The absolute best case is at we end up with similar situation to modern cryptography, which is clearly in favor of defenders. One can imagine a world where a defender can run a codebase review for $X compute and patch all the low-hanging fruit, to the point where anything that remains for an attacker would cost $X*100000 (or some other large multiplier) to discover.

[0] https://red.anthropic.com/2026/mythos-preview/

•

1una 15 hours ago

In the same article you linked:

> Due to concerns about large language models being used to generate deceptive, biased, or abusive language at scale, we are only releasing a much smaller version of GPT‑2 along with sampling code .

7 years later, these concerns seem pretty legit.

•

bblb 15 hours ago

Can IDE's be configured so that it won't allow to save the file changes if it contains the usual suspects; buffer overflows and what not. LLM would scan it and deny write operation.

Like the Black formatter for Python code on VSCode, that runs before hitting CTRL+S.

•

mccr8 3 hours ago

You can't just use a linter to fix buffer overflows, or people would have done it already.

•

Ferret7446 12 hours ago

There's a pretty big problem here, which is that all of the security bugs (the serious ones) are embargoed. So going off of public info is not really useful

•

Sweepi 11 hours ago

> Conclusion

"The Firefox 150 data suggests a tool that is genuinely useful for defensive security work, especially at scale, but the public record does not justify the strongest claims people want to make from it. The headline number is impressive, yet it bundles together bugs of very different significance and does not publicly resolve into a clean accounting."

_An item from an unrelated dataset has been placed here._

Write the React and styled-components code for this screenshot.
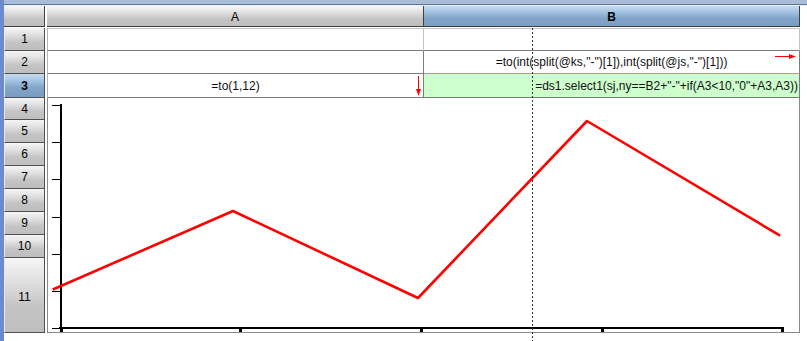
import React from "react";
import styled, { createGlobalStyle, css } from "styled-components";

const Global = createGlobalStyle`
  html, body { margin: 0; padding: 0; background: #ffffff; }
  body { font-family: "Liberation Sans", Arial, sans-serif; font-size: 12px; color: #000; }
`;

const Frame = styled.div`
  position: relative;
  display: flex;
  width: 807px;
  height: 341px;
  overflow: hidden;
  background: #ffffff;
`;

const LeftStrip = styled.div`
  width: 4px;
  flex: none;
  background: #6b8cc8;
`;

const Main = styled.div`
  flex: 1;
  display: flex;
  flex-direction: column;
`;

const TopStrip = styled.div`
  height: 6px;
  flex: none;
  background: linear-gradient(
    to bottom,
    #a9bdd9 0px,
    #a9bdd9 4px,
    #5f7499 4px,
    #5f7499 5px,
    #eef0f4 5px
  );
`;

const Sheet = styled.div`
  display: grid;
  grid-template-columns: 43px 377px 376px;
  grid-template-rows: 22px 23px 23px 24px 22px 23px 23px 23px 23px 23px 23px 75px;
`;

const headerGrey = css`
  background: linear-gradient(to bottom, #f6f6f6 0%, #dedede 35%, #c4c4c4 65%, #bebebe 100%);
`;
const headerBlue = css`
  background: linear-gradient(to bottom, #c4dcf2 0%, #a3c3e2 30%, #81a4c8 60%, #7a9dc2 100%);
`;

const Corner = styled.div`
  ${headerGrey};
  margin: 0 2px 1px 0;
  border-right: 1px solid #404040;
  border-bottom: 1px solid #404040;
  box-sizing: border-box;
`;

const ColHeader = styled.div`
  ${(p) => (p.$selected ? headerBlue : headerGrey)};
  margin-bottom: 1px;
  border-right: 1px solid #404040;
  border-bottom: 1px solid #404040;
  box-sizing: border-box;
  display: flex;
  align-items: center;
  justify-content: center;
  font-weight: ${(p) => (p.$selected ? 700 : 400)};
  padding-top: 1px;
`;

const RowHeader = styled.div`
  ${(p) => (p.$selected ? headerBlue : headerGrey)};
  margin-right: 2px;
  border-bottom: 1px solid #505050;
  border-right: 1px solid #505050;
  border-left: 1px solid #e8e8e8;
  box-sizing: border-box;
  display: flex;
  align-items: center;
  justify-content: center;
  font-weight: ${(p) => (p.$selected ? 700 : 400)};
  padding-top: ${(p) => (p.$tall ? "3px" : "0")};
`;

const Cell = styled.div`
  position: relative;
  box-sizing: border-box;
  background: ${(p) => p.$bg || "#ffffff"};
  border-right: 1px solid ${(p) => (p.$light ? "#c4c4c4" : "#7c7c7c")};
  border-bottom: 1px solid ${(p) => p.$bottom || "#7c7c7c"};
  border-top: ${(p) => (p.$first ? "1px solid #c4c4c4" : "none")};
  border-left: ${(p) => (p.$colA ? "1px solid #b4b4b4" : "none")};
  display: flex;
  align-items: center;
  justify-content: ${(p) => p.$align || "center"};
  white-space: nowrap;
  padding: 0 1px;
`;

const CellText = styled.span`
  color: #111;
`;

const ChartCell = styled.div`
  grid-column: 2 / 4;
  grid-row: 5 / 13;
  box-sizing: border-box;
  border-left: 1px solid #8a8a8a;
  border-right: 1px solid #8a8a8a;
  border-bottom: 1px solid #8a8a8a;
  background: #ffffff;
  display: flex;
`;

const Marker = styled.svg`
  position: absolute;
  ${(p) => p.$pos};
`;

const PageBreak = styled.div`
  position: absolute;
  left: 532px;
  top: 28px;
  bottom: 0;
  width: 1px;
  background: repeating-linear-gradient(to bottom, #333 0px, #333 2px, transparent 2px, transparent 4px);
  pointer-events: none;
`;

const rows = ["4", "5", "6", "7", "8", "9", "10", "11"];

const points = [
  [6, 191],
  [185, 113],
  [370, 200],
  [539, 23],
  [731, 137],
];

const yTicks = [7, 44.2, 81.3, 118.5, 155.7, 192.8, 230];
const xTicks = [13, 192, 373, 554, 734];

function Chart() {
  return (
    <svg width="750" height="234" viewBox="0 0 750 234">
      <g shapeRendering="crispEdges" stroke="#000" fill="none">
        <line x1="12.5" y1="6" x2="12.5" y2="231" strokeWidth="2" />
        <line x1="11" y1="230" x2="736" y2="230" strokeWidth="2" />
        {yTicks.map((y) => (
          <line key={y} x1="4" y1={Math.round(y) + 0.5} x2="12" y2={Math.round(y) + 0.5} strokeWidth="1.5" />
        ))}
      </g>
      <g fill="#000" shapeRendering="crispEdges">
        {xTicks.map((x) => (
          <rect key={x} x={x - 1} y="231" width="3" height="3" />
        ))}
      </g>
      <polyline
        points={points.map((p) => p.join(",")).join(" ")}
        fill="none"
        stroke="#ff0000"
        strokeWidth="2.6"
        strokeLinejoin="round"
        strokeLinecap="square"
      />
    </svg>
  );
}

export default function App() {
  return (
    <>
      <Global />
      <Frame>
        <LeftStrip />
        <Main>
          <TopStrip />
          <Sheet>
            <Corner />
            <ColHeader>A</ColHeader>
            <ColHeader $selected>B</ColHeader>

            <RowHeader>1</RowHeader>
            <Cell $first $colA $light />
            <Cell $first $light />

            <RowHeader>2</RowHeader>
            <Cell $colA />
            <Cell $bottom="#b58cc8">
              <CellText>=to(int(split(@ks,"-")[1]),int(split(@js,"-")[1]))</CellText>
              <Marker width="22" height="7" viewBox="0 0 22 7" $pos="right: 2px; top: 2px;">
                <line x1="0" y1="3.5" x2="16" y2="3.5" stroke="#ff0000" strokeWidth="1" shapeRendering="crispEdges" />
                <polygon points="14,1 21,3.5 14,6" fill="#ff0000" />
              </Marker>
            </Cell>

            <RowHeader $selected>3</RowHeader>
            <Cell $colA>
              <CellText>=to(1,12)</CellText>
              <Marker width="7" height="21" viewBox="0 0 7 21" $pos="right: 1px; top: 2px;">
                <line x1="3.5" y1="0" x2="3.5" y2="15" stroke="#ff0000" strokeWidth="1" shapeRendering="crispEdges" />
                <polygon points="1,13 3.5,20 6,13" fill="#ff0000" />
              </Marker>
            </Cell>
            <Cell $bg="#ccffcc" $align="flex-end">
              <CellText>=ds1.select1(sj,ny==B2+"-"+if(A3&lt;10,"0"+A3,A3))</CellText>
            </Cell>

            {rows.map((r) => (
              <RowHeader key={r} $tall={r === "11"} style={{ gridColumn: 1 }}>
                {r}
              </RowHeader>
            ))}
            <ChartCell>
              <Chart />
            </ChartCell>
          </Sheet>
        </Main>
        <PageBreak />
      </Frame>
    </>
  );
}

I mean: Obviously. Does not matter how good or bad a product is, the current meta is to over-hype it in order to achieve maximum "news-penetration". Anthropic seems to have sth. "real". However, Since there is no way for outsiders to calculate real metrics like false-positive rate, cost (tokens, Dev hours for setup and review, ...)/ Issue found, ... there is no real way to put any scale on the hype-graph.

•

imiric 15 hours ago

For crying out loud, why are we discussing and paying attention to articles and claims about a product that doesn't even exist yet?!

If this isn't a sign of a bubble, where marketing is more important than the actual product, I don't know what is. This industry has completely lost the plot.